### Task to carry out
Within the listing below, locate all lines containing the word "styles". Copy each one.
★ ★ ★
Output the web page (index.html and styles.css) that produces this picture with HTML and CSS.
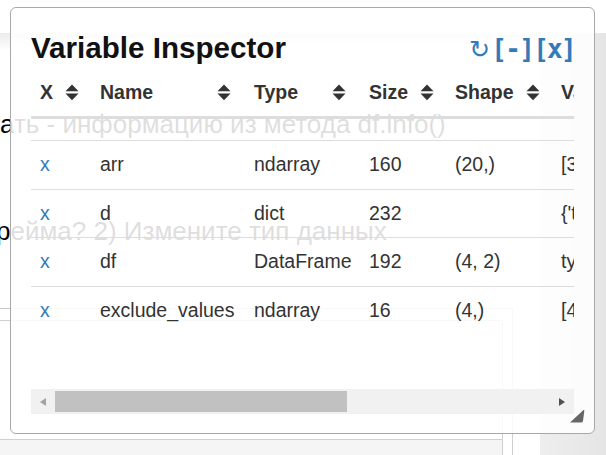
FILE: index.html
```html
<!DOCTYPE html>
<html lang="ru">
<head>
<meta charset="utf-8">
<title>Variable Inspector</title>
<link rel="stylesheet" href="styles.css">
</head>
<body>
<div class="page">
  <div class="topbar"></div>
  <div class="nb">
    <div class="nb-main">
      <p class="bg-line line1">ать - информацию из метода df.info()</p>
      <p class="bg-line line2">рейма? 2) Измените тип данных</p>
      <div class="cell-outer">
        <div class="cell-inner"></div>
        <div class="cell-foot"></div>
      </div>
    </div>
    <div class="nb-side"></div>
  </div>
</div>

<div class="vi">
  <div class="vi-head">
    <h3 class="vi-title">Variable Inspector</h3>
    <div class="vi-actions"><a class="vi-reload">↻</a><a class="vi-btn">[-]</a><a class="vi-btn">[x]</a></div>
  </div>
  <div class="vi-scroll">
    <table class="vi-table">
      <colgroup>
        <col class="c-x"><col class="c-name"><col class="c-type"><col class="c-size"><col class="c-shape"><col class="c-value">
      </colgroup>
      <thead>
        <tr>
          <th><div class="th-in"><span>X</span><svg class="sort" viewBox="0 0 14 17"><path d="M0.5 7.2 L7 0.6 L13.5 7.2 Z M0.5 9.6 L13.5 9.6 L7 16.3 Z"/></svg></div></th>
          <th><div class="th-in"><span>Name</span><svg class="sort" viewBox="0 0 14 17"><path d="M0.5 7.2 L7 0.6 L13.5 7.2 Z M0.5 9.6 L13.5 9.6 L7 16.3 Z"/></svg></div></th>
          <th><div class="th-in"><span>Type</span><svg class="sort" viewBox="0 0 14 17"><path d="M0.5 7.2 L7 0.6 L13.5 7.2 Z M0.5 9.6 L13.5 9.6 L7 16.3 Z"/></svg></div></th>
          <th><div class="th-in"><span>Size</span><svg class="sort" viewBox="0 0 14 17"><path d="M0.5 7.2 L7 0.6 L13.5 7.2 Z M0.5 9.6 L13.5 9.6 L7 16.3 Z"/></svg></div></th>
          <th><div class="th-in"><span>Shape</span><svg class="sort" viewBox="0 0 14 17"><path d="M0.5 7.2 L7 0.6 L13.5 7.2 Z M0.5 9.6 L13.5 9.6 L7 16.3 Z"/></svg></div></th>
          <th><div class="th-in"><span>Value</span><svg class="sort" viewBox="0 0 14 17"><path d="M0.5 7.2 L7 0.6 L13.5 7.2 Z M0.5 9.6 L13.5 9.6 L7 16.3 Z"/></svg></div></th>
        </tr>
      </thead>
      <tbody>
        <tr class="gap"><td colspan="6"></td></tr>
        <tr><td><a class="del">x</a></td><td>arr</td><td>ndarray</td><td>160</td><td>(20,)</td><td>[3 7 1 9 4 2 8 5 6 0 3 7 1 9 4 2 8 5 6 0]</td></tr>
        <tr><td><a class="del">x</a></td><td>d</td><td>dict</td><td>232</td><td></td><td>{'type': 'int', 'count': 4}</td></tr>
        <tr><td><a class="del">x</a></td><td>df</td><td>DataFrame</td><td>192</td><td>(4, 2)</td><td>type value 0 a 1 1 b 2</td></tr>
        <tr><td><a class="del">x</a></td><td>exclude_values</td><td>ndarray</td><td>16</td><td>(4,)</td><td>[4 8 15 16]</td></tr>
      </tbody>
    </table>
  </div>
  <div class="vi-hbar">
    <div class="hb-btn"><span class="arrow-left"></span></div>
    <div class="hb-track"><div class="hb-thumb"></div></div>
    <div class="hb-btn"><span class="arrow-right"></span></div>
  </div>
  <svg class="grip" viewBox="0 0 16 14"><path d="M1 13.5 L14.5 1 Q15.5 0.5 15.3 2 L14 12 Q13.6 13.6 12 13.6 Z"/></svg>
</div>
</body>
</html>
```

FILE: styles.css
```css
* { box-sizing: border-box; }

html, body {
  margin: 0;
  padding: 0;
  width: 606px;
  height: 455px;
  overflow: hidden;
  background: #fff;
  font-family: "Liberation Sans", Arial, Helvetica, sans-serif;
}

/* ---------- background notebook ---------- */
.page {
  width: 606px;
  height: 455px;
  display: flex;
  flex-direction: column;
  overflow: hidden;
}

.topbar {
  height: 33px;
  background: #fff;
  flex: none;
}

.nb {
  flex: 1;
  display: flex;
  min-height: 0;
}

.nb-main {
  width: 540px;
  background: linear-gradient(#ebebeb, #fff 18px);
  padding-top: 73px;
  overflow: hidden;
}

.nb-side {
  flex: 1;
  background: linear-gradient(to right, #eeeeee, #e5e5e5);
}

.bg-line {
  margin: 0;
  font-size: 26px;
  line-height: 36px;
  color: #000;
  white-space: nowrap;
}

.line1 { margin-left: 0; }
.line2 { margin-top: 71px; margin-left: -4px; }

.cell-outer {
  margin-top: 59px;
  margin-left: -10px;
  width: 523px;
  border-top: 1px solid #c8c8c8;
  border-right: 1px solid #cfcfcf;
  height: 160px;
  padding-top: 11px;
}

.cell-inner {
  width: 513px;
  height: 120px;
  border: 1px solid #cfcfcf;
  border-left: none;
  background: #fff;
}

.cell-foot {
  width: 513px;
  height: 28px;
  background: #f5f5f5;
  border-right: 1px solid #cfcfcf;
}

/* ---------- variable inspector popup ---------- */
.vi {
  position: absolute;
  left: 10px;
  top: 7px;
  width: 585px;
  height: 427px;
  border: 1px solid #a8a8a8;
  border-radius: 6px;
  background: rgba(255, 255, 255, 0.87);
  padding: 22px 20px 19px;
  display: flex;
  flex-direction: column;
}

.vi-head {
  display: flex;
  justify-content: space-between;
  align-items: baseline;
  margin-bottom: 2px;
}

.vi-title {
  margin: 0;
  font-size: 29.6px;
  line-height: 36px;
  font-weight: bold;
  color: #111;
}

.vi-actions {
  color: #337ab7;
  font-family: "DejaVu Sans Mono", monospace;
  font-weight: bold;
  font-size: 26px;
  letter-spacing: -1.7px;
  line-height: 36px;
  white-space: nowrap;
  margin-right: -1px;
}

.vi-reload {
  font-family: "DejaVu Sans", sans-serif;
  font-weight: normal;
  font-size: 25px;
  letter-spacing: 0;
  margin-right: 1px;
}

.vi-scroll {
  flex: 1;
  overflow: hidden;
}

.vi-table {
  border-collapse: collapse;
  table-layout: fixed;
  width: 821px;
  font-size: 19.5px;
  color: #333;
}

.c-x { width: 60px; }
.c-name { width: 154px; }
.c-type { width: 115px; }
.c-size { width: 86px; }
.c-shape { width: 106px; }
.c-value { width: 300px; }

.vi-table th {
  text-align: left;
  font-weight: bold;
  line-height: 28px;
  padding: 8px 14px 10px 9px;
  border-bottom: 3px solid #dddddd;
  white-space: nowrap;
}

.th-in {
  display: flex;
  justify-content: space-between;
  align-items: center;
  gap: 12px;
}

.sort {
  width: 14px;
  height: 17px;
  fill: #333;
  flex: none;
}

.vi-table td {
  padding: 10px 9px;
  line-height: 27.5px;
  border-top: 1px solid #dddddd;
  white-space: nowrap;
  overflow: hidden;
}

.vi-table tr.gap td {
  height: 23px;
  padding: 0;
  border-top: none;
  line-height: 0;
}

.del {
  color: #337ab7;
}

/* fake horizontal scrollbar */
.vi-hbar {
  height: 25px;
  flex: none;
  display: flex;
  background: #f1f1f1;
}

.hb-btn {
  width: 24px;
  flex: none;
  display: flex;
  align-items: center;
  justify-content: center;
}

.hb-track {
  flex: 1;
  padding: 2px 0;
}

.hb-thumb {
  width: 292px;
  height: 100%;
  background: #c1c1c1;
}

.arrow-left {
  width: 0;
  height: 0;
  border-top: 4px solid transparent;
  border-bottom: 4px solid transparent;
  border-right: 6px solid #a3a3a3;
}

.arrow-right {
  width: 0;
  height: 0;
  border-top: 4px solid transparent;
  border-bottom: 4px solid transparent;
  border-left: 6px solid #505050;
}

.grip {
  position: absolute;
  right: 9px;
  bottom: 10px;
  width: 16px;
  height: 14px;
  fill: #666;
}
```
★ ★ ★
### Output below
Output the web page (index.html and styles.css) that produces this picture with HTML and CSS.
<link rel="stylesheet" href="styles.css">
FILE: styles.css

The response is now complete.